Il regno dei cieli è simile a un uomo che ha seminato del buon seme nel suo campo. Ma, mentre tutti dormivano, venne il suo nemico, seminò della zizzania in mezzo al grano e se ne andò. Quando poi lo stelo crebbe e fece frutto, spuntò anche la zizzania.
Così accade nella vita degli umani e nella storia del mondo.
Questa scoperta sorprende e rattrista il contadino. Come mai? Perché? Cosa è avvenuto? Sono domande che riguardano il male presente accanto al bene. A un certo punto della nostra esistenza anche noi scopriamo la presenza del male: chi lo ha introdotto in noi e intorno a noi? Perché non ce ne siamo accorti? È un’esperienza anche dolorosa, che richiede un discernimento su di noi e sulla nostra vita. È l’esperienza della comunità cristiana, della chiesa: in essa troviamo forti e deboli, semplici ed eruditi, giusti e peccatori, fedeli e infedeli. Non è stata così anche la piccola comunità di Gesù? Al suo interno vi è chi ha tradito, chi ha rinnegato, chi era pauroso e vile, chi è fuggito…
I servi della parabola, vista la situazione del campo, propongono di estirpare quest’erba infestante. Ai loro occhi tale separazione è necessaria affinché il grano possa crescere senza venire privato di sostanze vitali e di spazio. Ma il padrone ha un’altra ottica: quella della pazienza, dell’attesa paziente di un tempo in cui si possa separare l’erbaccia dal buon grano senza nuocere a quest’ultimo. Egli sa che nel desiderio di sradicare il male c’è il rischio di sradicare, o per lo meno di destabilizzare, anche il bene. Occorre da parte del padrone pazienza e da parte del grano buono un esercizio di mitezza, che accetta accanto a sé la presenza di piante cattive. L’intransigenza, il cercare la purezza a tutti i costi, la rigidità di volere una comunità composta tutta di giusti è pericolosa, perché i confini tra bene e male, tra giustizia e ingiustizia a volte non sono così netti. Questa parabola è un ammonimento sul nostro stile di vita ecclesiale, chiedendo quella pazienza che sa rinviare un atto legittimo anche da parte di chi ne è competente, come i mietitori, e rinviarlo all’ora che non ci appartiene, quella del giudizio. Sì, per i credenti ci sono tentazioni al male proprio quando “vedono” il bene: intolleranza, partigianeria, integralismi, militanza contro… È la tentazione del catarismo: solo puri! (Enzo Bianchi)
“Resistenza e resa” di Dietrich Bonhoeffer
Dio divenuto uomo, è l’imperscrutabile mistero dell’amore di Dio.

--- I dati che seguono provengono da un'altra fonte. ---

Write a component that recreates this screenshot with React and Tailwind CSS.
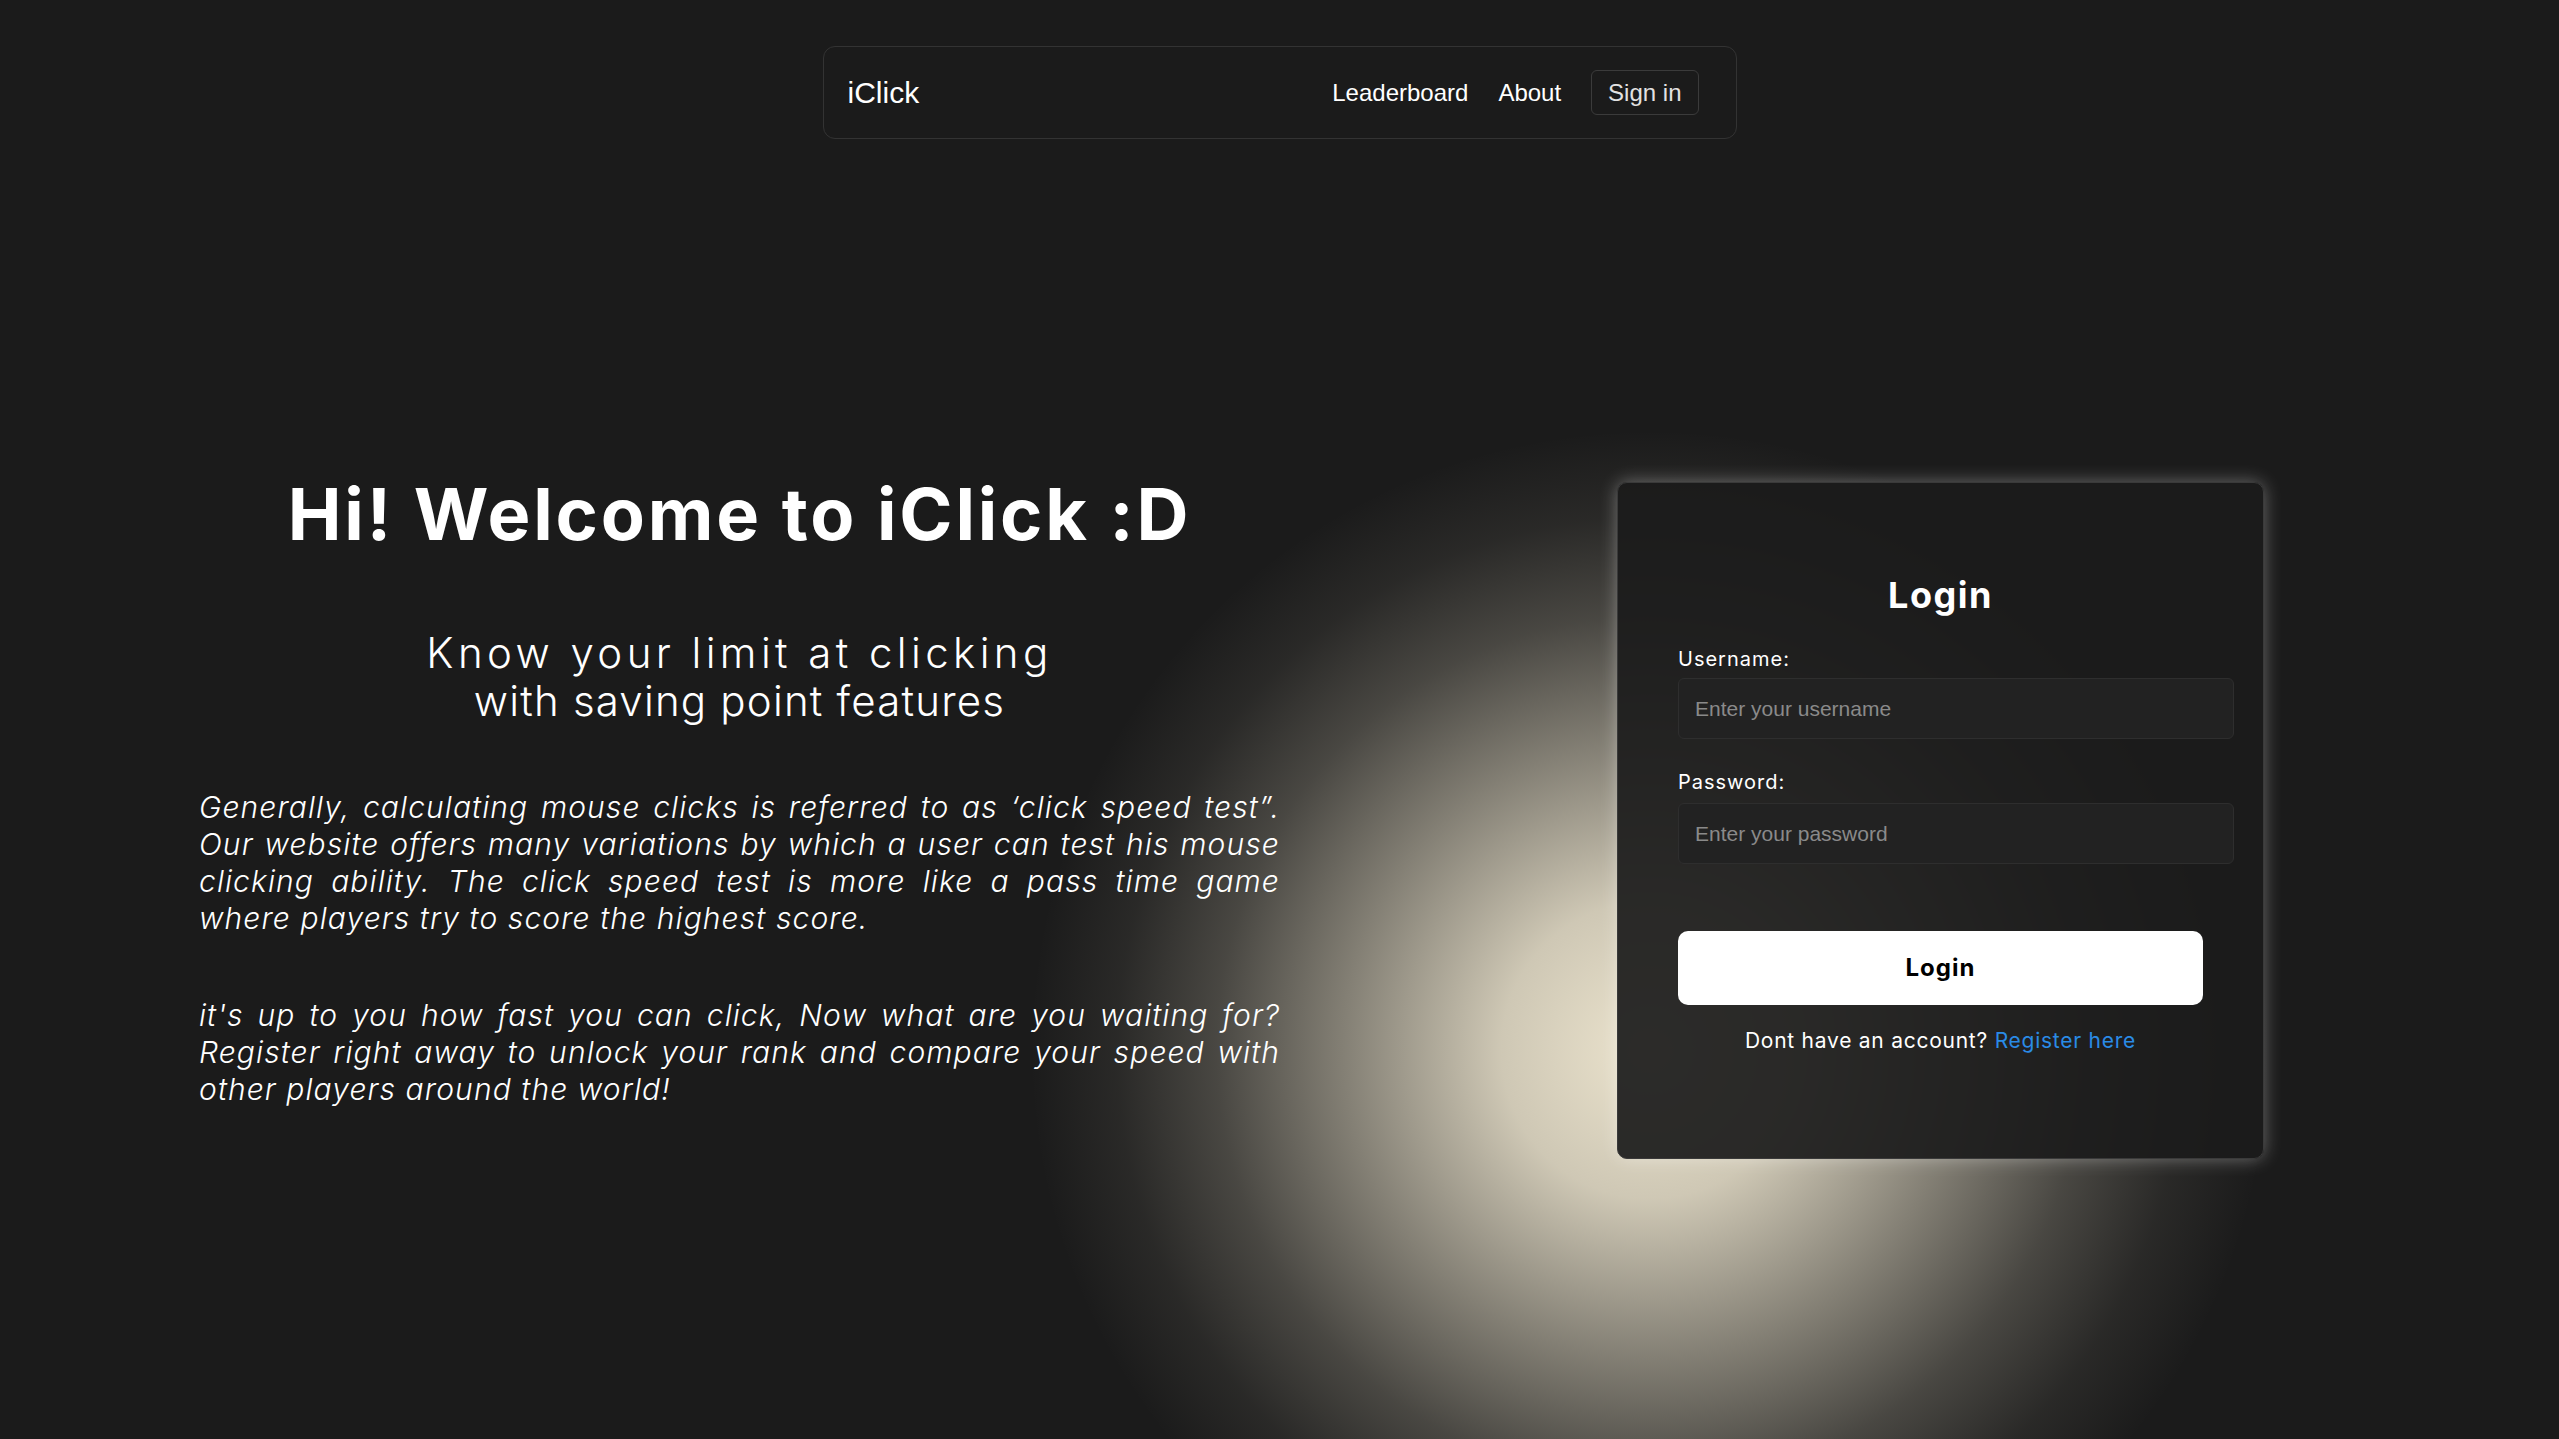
import React from "react";

const introLines = [
  "Generally, calculating mouse clicks is referred to as \u2018click speed test\u201d.",
  "Our website offers many variations by which a user can test his mouse",
  "clicking ability. The click speed test is more like a pass time game",
];

const outroLines = [
  "it's up to you how fast you can click, Now what are you waiting for?",
  "Register right away to unlock your rank and compare your speed with",
];

const Navbar = () => (
  <nav className="mx-auto mt-[46px] flex h-[93px] w-[914px] items-center justify-between rounded-xl border border-[#333333] pl-[24px] pr-[37px] font-['Liberation_Sans',Arial,sans-serif] text-white">
    <a className="text-[30px] leading-none">iClick</a>
    <div className="flex items-center gap-[30px] text-[24px] leading-none">
      <a>Leaderboard</a>
      <a>About</a>
      <button className="h-[45px] rounded-md border border-[#3b3b3b] px-[16px] text-[#e2e2e2]">
        Sign in
      </button>
    </div>
  </nav>
);

const LoginCard = () => (
  <div className="mt-[4px] flex h-[677px] w-[647px] flex-col items-center rounded-[10px] border border-[#3a3a3a] bg-[#1b1b1b]/92 pt-[90px] shadow-[0_0_18px_rgba(255,255,255,0.35)]">
    <h2 className="text-[36px] font-bold leading-[44px] tracking-[1.5px] text-white">Login</h2>
    <form className="mt-[30px] flex w-[525px] flex-col" onSubmit={(e) => e.preventDefault()}>
      <label className="text-[20px] leading-[24px] tracking-[1px] text-white">Username:</label>
      <input
        type="text"
        placeholder="Enter your username"
        className="mt-[7px] h-[61px] w-[556px] rounded-md border border-[#2e2e2e] bg-[#222222] px-[16px] font-['Liberation_Sans',Arial,sans-serif] text-[21px] text-white placeholder:text-[#8a8a8a] outline-none"
      />
      <label className="mt-[31px] text-[20px] leading-[24px] tracking-[1px] text-white">Password:</label>
      <input
        type="password"
        placeholder="Enter your password"
        className="mt-[9px] h-[61px] w-[556px] rounded-md border border-[#2e2e2e] bg-[#222222] px-[16px] font-['Liberation_Sans',Arial,sans-serif] text-[21px] text-white placeholder:text-[#8a8a8a] outline-none"
      />
      <button
        type="submit"
        className="mt-[67px] h-[74px] w-full rounded-[10px] bg-white text-[24px] font-bold tracking-[1px] text-black"
      >
        Login
      </button>
      <p className="mt-[23px] text-center text-[21px] leading-[26px] tracking-[0.75px] text-white">
        Dont have an account? <a className="text-[#2a8be6]">Register here</a>
      </p>
    </form>
  </div>
);

export default function App() {
  return (
    <div className="relative min-h-screen overflow-hidden bg-[#1b1b1b] font-['Inter',sans-serif]">
      {/* soft cream glow behind the login card */}
      <div className="pointer-events-none absolute left-[1030px] top-[430px] h-[1240px] w-[1240px] bg-[radial-gradient(closest-side,rgba(236,228,206,1)_0%,rgba(236,228,206,0.86)_24%,rgba(236,228,206,0.52)_48%,rgba(236,228,206,0.22)_70%,rgba(236,228,206,0.07)_86%,rgba(236,228,206,0)_100%)]" />

      <div className="relative z-10">
        <Navbar />

        <main className="flex items-start pl-[199px] pt-[339px]">
          <section className="flex w-[1081px] flex-col items-center text-white">
            <h1 className="text-[72px] font-bold leading-none tracking-[2.8px]">
              Hi! Welcome to iClick :D
            </h1>
            <div className="mt-[79px] text-center text-[42px] font-light leading-[48px]">
              <p className="tracking-[4.4px]">Know your limit at clicking</p>
              <p className="tracking-[1.2px]">with saving point features</p>
            </div>
            <div className="mt-[64px] w-full text-[30px] font-light italic leading-[37px] tracking-[1.1px]">
              {introLines.map((line) => (
                <span key={line} className="block text-justify [text-align-last:justify]">
                  {line}
                </span>
              ))}
              <span className="block">where players try to score the highest score.</span>
            </div>
            <div className="mt-[60px] w-full text-[30px] font-light italic leading-[37px] tracking-[1.1px]">
              {outroLines.map((line) => (
                <span key={line} className="block text-justify [text-align-last:justify]">
                  {line}
                </span>
              ))}
              <span className="block">other players around the world!</span>
            </div>
          </section>

          <div className="ml-[337px]">
            <LoginCard />
          </div>
        </main>
      </div>
    </div>
  );
}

Dio ama l’uomo. Dio ama il mondo. Non un uomo ideale, ma l’uomo così com’è; non un mondo ideale, ma il mondo reale. L’uomo e il mondo nella loro realtà, che a noi paiono abominevoli per la loro empietà e da cui ci ritraiamo con dolore e ostilità, sono invece per Dio l’oggetto di un amore infinito.

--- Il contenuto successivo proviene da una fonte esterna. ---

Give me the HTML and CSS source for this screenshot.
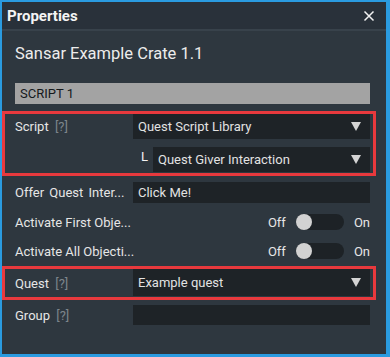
FILE: index.html
```html
<!DOCTYPE html>
<html lang="en">
  <head>
    <meta charset="UTF-8" />
    <meta name="viewport" content="width=device-width, initial-scale=1.0" />
    <title>Properties</title>
    <link rel="stylesheet" href="styles.css">
  </head>
  <body>
    <div class="panel">
      <div class="titlebar">
        <span class="title">Properties</span>
        <svg class="close" width="12" height="12" viewBox="0 0 12 12">
          <path d="M1.5 1.5 L10.5 10.5 M10.5 1.5 L1.5 10.5" stroke="#f2f2f2" stroke-width="1.5" />
        </svg>
      </div>

      <div class="content">
        <div class="object-name">Sansar Example Crate 1.1</div>

        <div class="section-bar">SCRIPT 1</div>

        <div class="highlight script-box">
          <div class="row">
            <div class="label">Script <span class="help">[?]</span></div>
            <div class="dropdown">
              <span>Quest Script Library</span>
              <span class="arrow"></span>
            </div>
          </div>
          <div class="row sub-row">
            <span class="sub-mark">L</span>
            <div class="dropdown">
              <span>Quest Giver Interaction</span>
              <span class="arrow"></span>
            </div>
          </div>
        </div>

        <div class="row offer-row">
          <div class="label wide">Offer Quest Inter...</div>
          <div class="textbox">Click Me!</div>
        </div>

        <div class="row toggle-row">
          <div class="label">Activate First Obje...</div>
          <div class="switch">
            <span>Off</span>
            <span class="track"><span class="knob"></span></span>
            <span>On</span>
          </div>
        </div>

        <div class="row toggle-row">
          <div class="label">Activate All Objecti...</div>
          <div class="switch">
            <span>Off</span>
            <span class="track"><span class="knob"></span></span>
            <span>On</span>
          </div>
        </div>

        <div class="highlight quest-box">
          <div class="row">
            <div class="label">Quest <span class="help">[?]</span></div>
            <div class="dropdown quest-dropdown">
              <span>Example quest</span>
              <span class="arrow"></span>
            </div>
          </div>
        </div>

        <div class="row group-row">
          <div class="label">Group <span class="help">[?]</span></div>
          <div class="textbox"></div>
        </div>
      </div>
    </div>
  </body>
</html>
```

FILE: styles.css
```css
html,
body {
  margin: 0;
  padding: 0;
  background-color: #2a9be0;
}

body {
  font-family: Roboto, "Noto Sans", sans-serif;
  color: #e6e6e6;
  font-size: 13px;
}

.panel {
  box-sizing: border-box;
  width: 390px;
  height: 357px;
  border-style: solid;
  border-color: #2a9be0;
  border-width: 2px 4px 3px 2px;
  background-color: #2e373f;
  overflow: hidden;
}

.titlebar {
  height: 27px;
  display: flex;
  align-items: center;
  justify-content: space-between;
  padding: 0 11px 0 5px;
  background-color: #29313a;
  border-bottom: 2px solid #38424b;
}

.title {
  font-size: 15px;
  font-weight: bold;
  color: #f4f4f4;
}

.close {
  display: block;
  margin-top: 1px;
}

.content {
  display: flex;
  flex-direction: column;
  padding: 10px 16px 0 13px;
}

.object-name {
  height: 26px;
  line-height: 26px;
  font-size: 16.5px;
  color: #ececec;
}

.section-bar {
  margin-top: 16px;
  height: 21px;
  line-height: 21px;
  padding-left: 5px;
  background-color: #a3a3a3;
  color: #15191c;
  font-size: 13px;
}

.highlight {
  margin: 7px -6px 0 -13px;
  border: 3px solid #e8393d;
  padding: 0 3px 0 10px;
}

.row {
  display: flex;
  align-items: center;
}

.label {
  width: 118px;
  flex-shrink: 0;
  white-space: nowrap;
}

.label.wide {
  word-spacing: 2px;
}

.help {
  color: #7d858b;
  margin-left: 3px;
}

.dropdown {
  flex: 1;
  height: 25px;
  display: flex;
  align-items: center;
  justify-content: space-between;
  padding: 0 9px 0 5px;
  background-color: #1e2327;
  color: #e2e2e2;
}

.arrow {
  width: 0;
  height: 0;
  border-left: 5px solid transparent;
  border-right: 5px solid transparent;
  border-top: 9px solid #d4d4d4;
}

.sub-row {
  margin-top: 8px;
  margin-bottom: 1px;
}

.sub-mark {
  width: 12px;
  margin-left: 126px;
  margin-top: -7px;
  font-size: 13px;
  color: #f4f4f4;
}

.textbox {
  flex: 1;
  height: 21px;
  line-height: 21px;
  padding-left: 5px;
  background-color: #1e2327;
  color: #e2e2e2;
}

.offer-row {
  margin-top: 6px;
}

.toggle-row {
  height: 28px;
  margin-top: 1px;
}

.offer-row + .toggle-row {
  margin-top: 5px;
}

.switch {
  flex: 1;
  display: flex;
  align-items: center;
  justify-content: flex-end;
  gap: 10px;
}

.track {
  display: block;
  width: 48px;
  height: 16px;
  border-radius: 8px;
  background-color: #1d2226;
  position: relative;
}

.knob {
  position: absolute;
  left: 0;
  top: 0;
  width: 16px;
  height: 16px;
  border-radius: 50%;
  background-color: #d2d2d2;
}

.quest-box {
  margin-top: 1px;
}

.quest-dropdown {
  height: 27px;
  margin-bottom: 1px;
}

.group-row {
  margin-top: 5px;
}

.group-row .textbox {
  height: 20px;
}
```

Mentre noi cerchiamo di superare la nostra umanità e di lasciarla indietro, Dio diventa uomo. Noi facciamo distinzioni fra pii ed empi, tra buoni e cattivi, tra nobili e comuni, Dio ama l’uomo vero senza distinzioni. Egli non sopporta che noi dividiamo il mondo e gli uomini secondo i nostri criteri per erigerci a giudici su di loro. Dio si pone a fianco dell’uomo vero e del mondo reale contro tutti i loro accusatori.

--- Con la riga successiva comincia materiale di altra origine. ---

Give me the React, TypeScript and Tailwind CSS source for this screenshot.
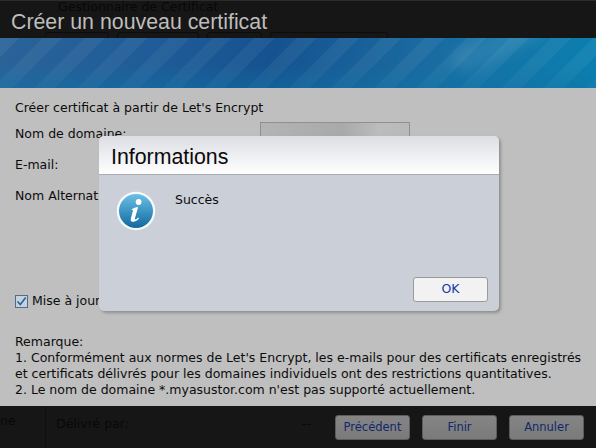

Egli si lascia accusare con gli uomini e con il mondo e trasforma così i suoi giudici in accusati”. Perché “il motivo dell’amore di Dio per l’uomo non si trova nell’uomo stesso, ma in Dio.
Con le parole di Veronica
Il Signore mi fece comprendere la sua onnipotenza e in essa mi fece anche capire un po’ di più quanto gli siamo graditi. Egli, con amore ardente, ci vorrebbe tutti per Sè.
E, mentre mi dava questo lume sopra il suo amore, pareva che si andasse unendo sempre più con l’anima mia. Mi pareva di stare così vicino al Signore, che, col suo riflesso, provavo gioia di Paradiso.